Olśniewająca kolekcja lamp rentgenowskich w uczelnianym muzeum wzbogaciła się o kolejny eksponat. Tym razem jest to pochodzący z 1938 r. aparat rentgenowski niemieckiej firmy Ritter.
Ostatnim miejscem, gdzie można go było zobaczyć był prywatny skansen w Wambierzycach, skądinąd niezwykle ciekawe i bogate w rozmaitości miejsce. Właściciel i pomysłodawca zbioru – pan Marian Gancarski (na zdjęciu z lewej), zgromadził tam najprzeróżniejsze zabytki dawnego życia – od żelazek i wózków dziecięcych, przez wozy drabiniaste i maselnice, po ukryte w słoikach poniemieckie monety i stare lampy górnicze.

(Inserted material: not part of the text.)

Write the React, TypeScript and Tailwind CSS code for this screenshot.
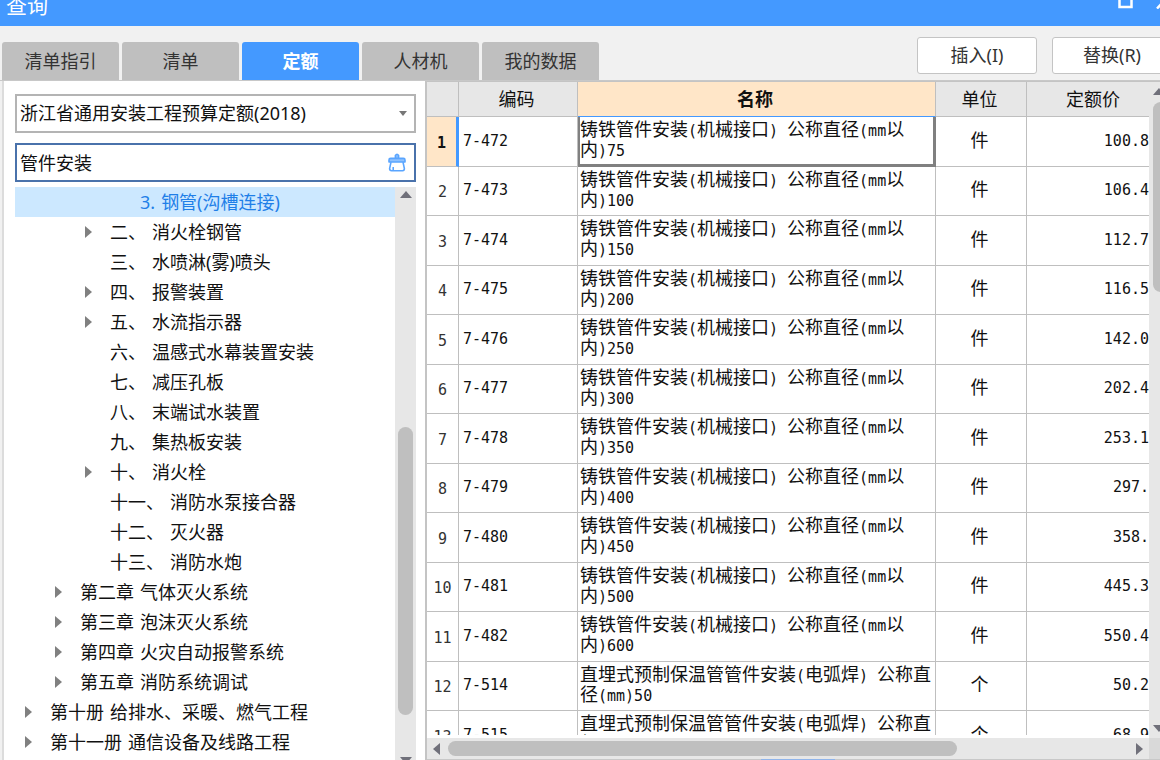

Kiedy kustosz naszego muzeum pan dr inż. Grzegorz Jezierski odwiedził skansen w czasie prywatnej wycieczki i pośród setek muzealiów zobaczył również lampę rentgenowską – natychmiast pomyślał o pozyskaniu jej do kolekcji politechniki i też ,,na gorąco” rozpoczął o nią starania. Nie było łatwo! Pan Gancarski, zbieracz obdarzony równą pasją i determinacją, co jego gość – okazał się bardzo przywiązany do zdobywanych z trudem eksponatów. Po dłuższych namowach przychylił się jednak do prośby ,,kolegi po fachu” i zdecydował się przekazać lampę Opolu.
Było to 10 lipca. Aparat zmienił miejsce, ale nie zmienił swojego przeznaczenia – nadal będzie służył edukacji i historii techniki.
Zapraszamy do muzeum politechniki i zapraszamy do Wambierzyc!